#### GIVEN MATERIAL:
******************************

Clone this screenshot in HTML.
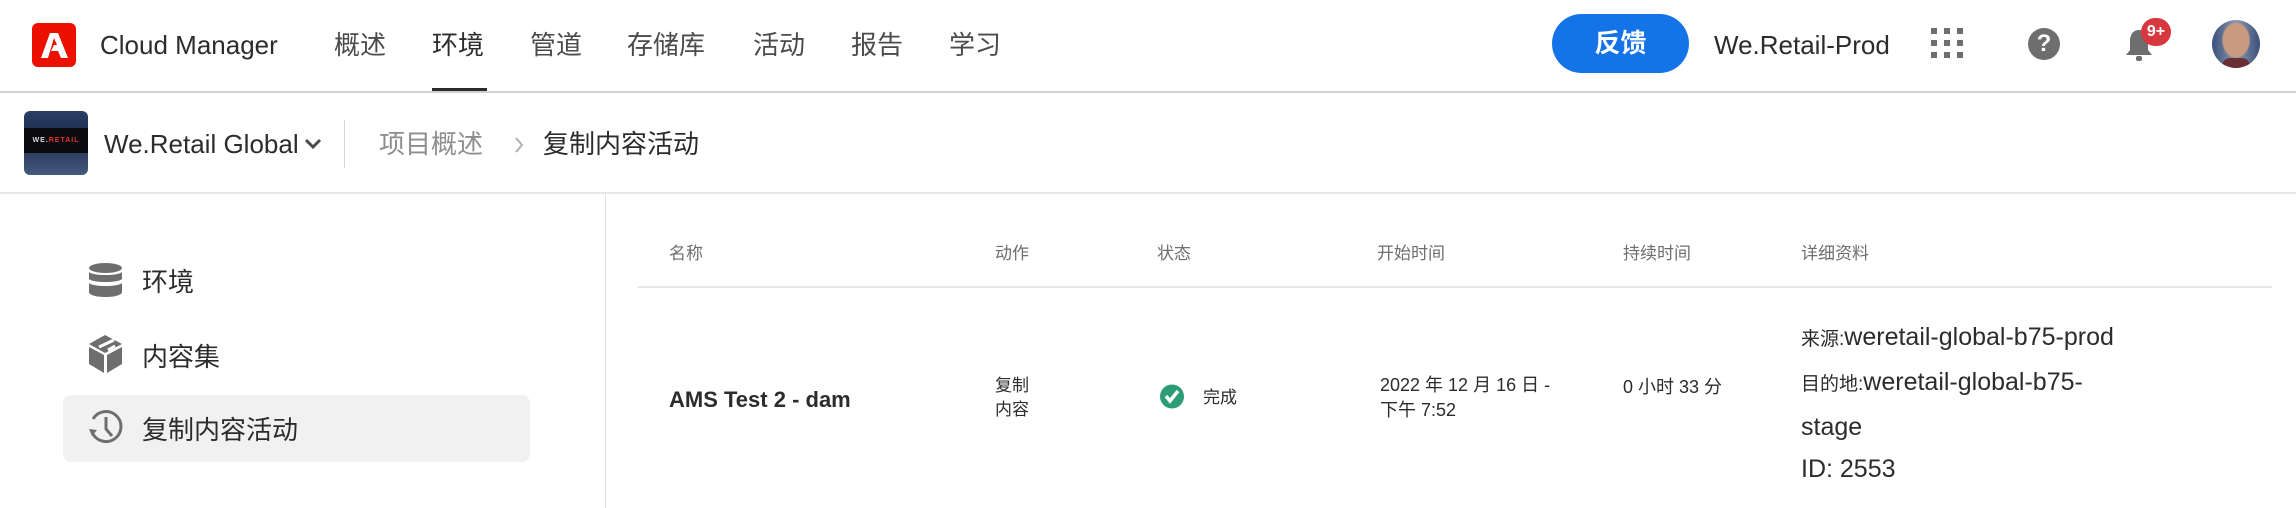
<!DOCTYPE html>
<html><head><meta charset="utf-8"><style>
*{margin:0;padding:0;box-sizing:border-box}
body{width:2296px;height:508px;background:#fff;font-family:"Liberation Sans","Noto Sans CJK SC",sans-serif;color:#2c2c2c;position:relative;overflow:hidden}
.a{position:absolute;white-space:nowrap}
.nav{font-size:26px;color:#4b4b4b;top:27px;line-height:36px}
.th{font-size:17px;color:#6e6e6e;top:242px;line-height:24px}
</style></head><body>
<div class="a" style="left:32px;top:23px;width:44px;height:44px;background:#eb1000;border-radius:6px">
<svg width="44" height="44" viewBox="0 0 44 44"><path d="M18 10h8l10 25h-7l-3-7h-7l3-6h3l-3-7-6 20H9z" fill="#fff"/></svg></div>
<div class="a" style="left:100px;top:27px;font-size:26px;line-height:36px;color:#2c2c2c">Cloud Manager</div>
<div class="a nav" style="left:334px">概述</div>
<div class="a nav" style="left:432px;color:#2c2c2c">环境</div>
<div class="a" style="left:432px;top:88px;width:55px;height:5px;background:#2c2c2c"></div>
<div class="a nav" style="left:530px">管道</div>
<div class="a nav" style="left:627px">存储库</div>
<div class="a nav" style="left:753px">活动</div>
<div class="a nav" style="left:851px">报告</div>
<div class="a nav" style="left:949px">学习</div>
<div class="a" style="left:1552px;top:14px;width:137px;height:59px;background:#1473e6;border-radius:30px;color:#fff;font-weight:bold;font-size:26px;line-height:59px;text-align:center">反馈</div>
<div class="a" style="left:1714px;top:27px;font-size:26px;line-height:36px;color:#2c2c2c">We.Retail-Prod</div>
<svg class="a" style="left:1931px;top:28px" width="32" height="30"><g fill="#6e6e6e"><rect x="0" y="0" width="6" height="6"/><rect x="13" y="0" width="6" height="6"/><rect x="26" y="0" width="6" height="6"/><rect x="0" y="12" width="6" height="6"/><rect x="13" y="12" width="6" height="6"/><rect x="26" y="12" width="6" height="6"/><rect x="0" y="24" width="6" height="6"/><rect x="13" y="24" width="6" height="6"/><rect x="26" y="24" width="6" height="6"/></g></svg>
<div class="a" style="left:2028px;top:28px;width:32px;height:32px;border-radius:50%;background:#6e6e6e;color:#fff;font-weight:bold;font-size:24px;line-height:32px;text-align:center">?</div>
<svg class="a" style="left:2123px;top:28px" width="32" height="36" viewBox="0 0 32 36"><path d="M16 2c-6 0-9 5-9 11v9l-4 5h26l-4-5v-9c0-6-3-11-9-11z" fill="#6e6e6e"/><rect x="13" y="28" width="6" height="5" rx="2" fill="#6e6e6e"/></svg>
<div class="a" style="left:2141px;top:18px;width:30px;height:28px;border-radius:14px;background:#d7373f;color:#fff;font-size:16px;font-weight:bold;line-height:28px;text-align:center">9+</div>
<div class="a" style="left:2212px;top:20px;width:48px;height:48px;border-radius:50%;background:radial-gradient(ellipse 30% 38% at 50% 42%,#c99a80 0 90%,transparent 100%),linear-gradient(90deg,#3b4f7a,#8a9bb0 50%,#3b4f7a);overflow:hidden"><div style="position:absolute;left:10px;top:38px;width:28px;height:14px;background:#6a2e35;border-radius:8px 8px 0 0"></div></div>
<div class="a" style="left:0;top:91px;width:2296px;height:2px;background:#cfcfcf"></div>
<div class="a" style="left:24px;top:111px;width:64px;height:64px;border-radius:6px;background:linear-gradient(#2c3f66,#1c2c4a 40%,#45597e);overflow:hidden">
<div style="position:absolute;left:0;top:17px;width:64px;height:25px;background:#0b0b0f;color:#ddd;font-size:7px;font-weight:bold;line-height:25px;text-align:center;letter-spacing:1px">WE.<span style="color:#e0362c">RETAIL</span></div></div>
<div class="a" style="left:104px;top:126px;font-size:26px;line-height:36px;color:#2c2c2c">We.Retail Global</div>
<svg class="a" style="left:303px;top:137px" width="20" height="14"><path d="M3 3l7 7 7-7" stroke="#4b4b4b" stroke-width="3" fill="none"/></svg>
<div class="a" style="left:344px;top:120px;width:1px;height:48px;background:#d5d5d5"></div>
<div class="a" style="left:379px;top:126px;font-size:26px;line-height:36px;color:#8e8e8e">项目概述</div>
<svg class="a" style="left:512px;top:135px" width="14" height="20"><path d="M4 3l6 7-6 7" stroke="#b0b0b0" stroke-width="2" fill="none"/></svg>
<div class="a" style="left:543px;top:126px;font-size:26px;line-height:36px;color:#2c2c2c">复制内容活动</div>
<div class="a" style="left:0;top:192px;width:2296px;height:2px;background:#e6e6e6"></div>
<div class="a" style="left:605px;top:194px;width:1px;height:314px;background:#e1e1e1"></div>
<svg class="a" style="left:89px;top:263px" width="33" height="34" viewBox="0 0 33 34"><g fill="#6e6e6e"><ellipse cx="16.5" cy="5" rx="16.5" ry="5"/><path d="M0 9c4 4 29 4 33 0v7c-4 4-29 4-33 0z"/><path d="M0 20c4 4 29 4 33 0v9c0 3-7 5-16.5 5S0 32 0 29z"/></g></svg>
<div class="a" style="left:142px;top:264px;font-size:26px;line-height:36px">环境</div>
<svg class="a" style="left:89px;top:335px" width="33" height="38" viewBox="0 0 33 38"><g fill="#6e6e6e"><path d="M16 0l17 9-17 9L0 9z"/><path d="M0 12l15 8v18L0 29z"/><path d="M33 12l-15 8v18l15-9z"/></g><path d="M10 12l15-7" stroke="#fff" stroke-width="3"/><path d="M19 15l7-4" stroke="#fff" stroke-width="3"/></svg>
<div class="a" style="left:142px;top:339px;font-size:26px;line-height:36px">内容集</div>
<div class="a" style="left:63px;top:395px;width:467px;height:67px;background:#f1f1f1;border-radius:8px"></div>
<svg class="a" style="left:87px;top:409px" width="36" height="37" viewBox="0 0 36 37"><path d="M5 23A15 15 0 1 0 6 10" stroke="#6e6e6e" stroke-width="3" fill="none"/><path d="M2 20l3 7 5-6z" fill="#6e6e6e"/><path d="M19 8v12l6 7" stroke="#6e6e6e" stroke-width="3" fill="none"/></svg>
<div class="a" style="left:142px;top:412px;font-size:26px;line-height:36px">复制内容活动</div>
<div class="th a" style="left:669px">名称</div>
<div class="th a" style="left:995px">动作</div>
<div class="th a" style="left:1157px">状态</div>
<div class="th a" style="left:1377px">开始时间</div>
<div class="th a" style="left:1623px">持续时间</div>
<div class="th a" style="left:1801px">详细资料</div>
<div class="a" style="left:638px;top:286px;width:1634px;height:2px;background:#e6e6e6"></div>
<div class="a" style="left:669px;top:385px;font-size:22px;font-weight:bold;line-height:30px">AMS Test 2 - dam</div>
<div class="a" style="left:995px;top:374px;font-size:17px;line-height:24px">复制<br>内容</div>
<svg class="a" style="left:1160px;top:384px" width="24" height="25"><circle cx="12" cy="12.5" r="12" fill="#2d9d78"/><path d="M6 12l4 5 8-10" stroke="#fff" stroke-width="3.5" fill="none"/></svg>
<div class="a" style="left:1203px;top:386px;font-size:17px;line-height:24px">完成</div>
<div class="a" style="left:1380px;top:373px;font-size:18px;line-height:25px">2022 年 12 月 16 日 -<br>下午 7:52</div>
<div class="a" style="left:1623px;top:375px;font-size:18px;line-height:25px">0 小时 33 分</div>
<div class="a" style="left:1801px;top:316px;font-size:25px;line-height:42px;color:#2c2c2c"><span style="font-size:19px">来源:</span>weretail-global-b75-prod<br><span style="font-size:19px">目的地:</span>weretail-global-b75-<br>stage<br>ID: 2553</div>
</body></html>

******************************

Drop the images and repeat the data exactly.

#### TASK SOLUTION:
Clone this screenshot in HTML.
<!DOCTYPE html>
<html><head><meta charset="utf-8"><style>
*{margin:0;padding:0;box-sizing:border-box}
body{width:2296px;height:508px;background:#fff;font-family:"Liberation Sans","Noto Sans CJK SC",sans-serif;color:#2c2c2c;position:relative;overflow:hidden}
.a{position:absolute;white-space:nowrap}
.nav{font-size:26px;color:#4b4b4b;top:27px;line-height:36px}
.th{font-size:17px;color:#6e6e6e;top:242px;line-height:24px}
</style></head><body>
<div class="a" style="left:32px;top:23px;width:44px;height:44px;background:#eb1000;border-radius:6px">
<svg width="44" height="44" viewBox="0 0 44 44"><path d="M18 10h8l10 25h-7l-3-7h-7l3-6h3l-3-7-6 20H9z" fill="#fff"/></svg></div>
<div class="a" style="left:100px;top:27px;font-size:26px;line-height:36px;color:#2c2c2c">Cloud Manager</div>
<div class="a nav" style="left:334px">概述</div>
<div class="a nav" style="left:432px;color:#2c2c2c">环境</div>
<div class="a" style="left:432px;top:88px;width:55px;height:5px;background:#2c2c2c"></div>
<div class="a nav" style="left:530px">管道</div>
<div class="a nav" style="left:627px">存储库</div>
<div class="a nav" style="left:753px">活动</div>
<div class="a nav" style="left:851px">报告</div>
<div class="a nav" style="left:949px">学习</div>
<div class="a" style="left:1552px;top:14px;width:137px;height:59px;background:#1473e6;border-radius:30px;color:#fff;font-weight:bold;font-size:26px;line-height:59px;text-align:center">反馈</div>
<div class="a" style="left:1714px;top:27px;font-size:26px;line-height:36px;color:#2c2c2c">We.Retail-Prod</div>
<svg class="a" style="left:1931px;top:28px" width="32" height="30"><g fill="#6e6e6e"><rect x="0" y="0" width="6" height="6"/><rect x="13" y="0" width="6" height="6"/><rect x="26" y="0" width="6" height="6"/><rect x="0" y="12" width="6" height="6"/><rect x="13" y="12" width="6" height="6"/><rect x="26" y="12" width="6" height="6"/><rect x="0" y="24" width="6" height="6"/><rect x="13" y="24" width="6" height="6"/><rect x="26" y="24" width="6" height="6"/></g></svg>
<div class="a" style="left:2028px;top:28px;width:32px;height:32px;border-radius:50%;background:#6e6e6e;color:#fff;font-weight:bold;font-size:24px;line-height:32px;text-align:center">?</div>
<svg class="a" style="left:2123px;top:28px" width="32" height="36" viewBox="0 0 32 36"><path d="M16 2c-6 0-9 5-9 11v9l-4 5h26l-4-5v-9c0-6-3-11-9-11z" fill="#6e6e6e"/><rect x="13" y="28" width="6" height="5" rx="2" fill="#6e6e6e"/></svg>
<div class="a" style="left:2141px;top:18px;width:30px;height:28px;border-radius:14px;background:#d7373f;color:#fff;font-size:16px;font-weight:bold;line-height:28px;text-align:center">9+</div>
<div class="a" style="left:2212px;top:20px;width:48px;height:48px;border-radius:50%;background:radial-gradient(ellipse 30% 38% at 50% 42%,#c99a80 0 90%,transparent 100%),linear-gradient(90deg,#3b4f7a,#8a9bb0 50%,#3b4f7a);overflow:hidden"><div style="position:absolute;left:10px;top:38px;width:28px;height:14px;background:#6a2e35;border-radius:8px 8px 0 0"></div></div>
<div class="a" style="left:0;top:91px;width:2296px;height:2px;background:#cfcfcf"></div>
<div class="a" style="left:24px;top:111px;width:64px;height:64px;border-radius:6px;background:linear-gradient(#2c3f66,#1c2c4a 40%,#45597e);overflow:hidden">
<div style="position:absolute;left:0;top:17px;width:64px;height:25px;background:#0b0b0f;color:#ddd;font-size:7px;font-weight:bold;line-height:25px;text-align:center;letter-spacing:1px">WE.<span style="color:#e0362c">RETAIL</span></div></div>
<div class="a" style="left:104px;top:126px;font-size:26px;line-height:36px;color:#2c2c2c">We.Retail Global</div>
<svg class="a" style="left:303px;top:137px" width="20" height="14"><path d="M3 3l7 7 7-7" stroke="#4b4b4b" stroke-width="3" fill="none"/></svg>
<div class="a" style="left:344px;top:120px;width:1px;height:48px;background:#d5d5d5"></div>
<div class="a" style="left:379px;top:126px;font-size:26px;line-height:36px;color:#8e8e8e">项目概述</div>
<svg class="a" style="left:512px;top:135px" width="14" height="20"><path d="M4 3l6 7-6 7" stroke="#b0b0b0" stroke-width="2" fill="none"/></svg>
<div class="a" style="left:543px;top:126px;font-size:26px;line-height:36px;color:#2c2c2c">复制内容活动</div>
<div class="a" style="left:0;top:192px;width:2296px;height:2px;background:#e6e6e6"></div>
<div class="a" style="left:605px;top:194px;width:1px;height:314px;background:#e1e1e1"></div>
<svg class="a" style="left:89px;top:263px" width="33" height="34" viewBox="0 0 33 34"><g fill="#6e6e6e"><ellipse cx="16.5" cy="5" rx="16.5" ry="5"/><path d="M0 9c4 4 29 4 33 0v7c-4 4-29 4-33 0z"/><path d="M0 20c4 4 29 4 33 0v9c0 3-7 5-16.5 5S0 32 0 29z"/></g></svg>
<div class="a" style="left:142px;top:264px;font-size:26px;line-height:36px">环境</div>
<svg class="a" style="left:89px;top:335px" width="33" height="38" viewBox="0 0 33 38"><g fill="#6e6e6e"><path d="M16 0l17 9-17 9L0 9z"/><path d="M0 12l15 8v18L0 29z"/><path d="M33 12l-15 8v18l15-9z"/></g><path d="M10 12l15-7" stroke="#fff" stroke-width="3"/><path d="M19 15l7-4" stroke="#fff" stroke-width="3"/></svg>
<div class="a" style="left:142px;top:339px;font-size:26px;line-height:36px">内容集</div>
<div class="a" style="left:63px;top:395px;width:467px;height:67px;background:#f1f1f1;border-radius:8px"></div>
<svg class="a" style="left:87px;top:409px" width="36" height="37" viewBox="0 0 36 37"><path d="M5 23A15 15 0 1 0 6 10" stroke="#6e6e6e" stroke-width="3" fill="none"/><path d="M2 20l3 7 5-6z" fill="#6e6e6e"/><path d="M19 8v12l6 7" stroke="#6e6e6e" stroke-width="3" fill="none"/></svg>
<div class="a" style="left:142px;top:412px;font-size:26px;line-height:36px">复制内容活动</div>
<div class="th a" style="left:669px">名称</div>
<div class="th a" style="left:995px">动作</div>
<div class="th a" style="left:1157px">状态</div>
<div class="th a" style="left:1377px">开始时间</div>
<div class="th a" style="left:1623px">持续时间</div>
<div class="th a" style="left:1801px">详细资料</div>
<div class="a" style="left:638px;top:286px;width:1634px;height:2px;background:#e6e6e6"></div>
<div class="a" style="left:669px;top:385px;font-size:22px;font-weight:bold;line-height:30px">AMS Test 2 - dam</div>
<div class="a" style="left:995px;top:374px;font-size:17px;line-height:24px">复制<br>内容</div>
<svg class="a" style="left:1160px;top:384px" width="24" height="25"><circle cx="12" cy="12.5" r="12" fill="#2d9d78"/><path d="M6 12l4 5 8-10" stroke="#fff" stroke-width="3.5" fill="none"/></svg>
<div class="a" style="left:1203px;top:386px;font-size:17px;line-height:24px">完成</div>
<div class="a" style="left:1380px;top:373px;font-size:18px;line-height:25px">2022 年 12 月 16 日 -<br>下午 7:52</div>
<div class="a" style="left:1623px;top:375px;font-size:18px;line-height:25px">0 小时 33 分</div>
<div class="a" style="left:1801px;top:316px;font-size:25px;line-height:42px;color:#2c2c2c"><span style="font-size:19px">来源:</span>weretail-global-b75-prod<br><span style="font-size:19px">目的地:</span>weretail-global-b75-<br>stage<br>ID: 2553</div>
</body></html>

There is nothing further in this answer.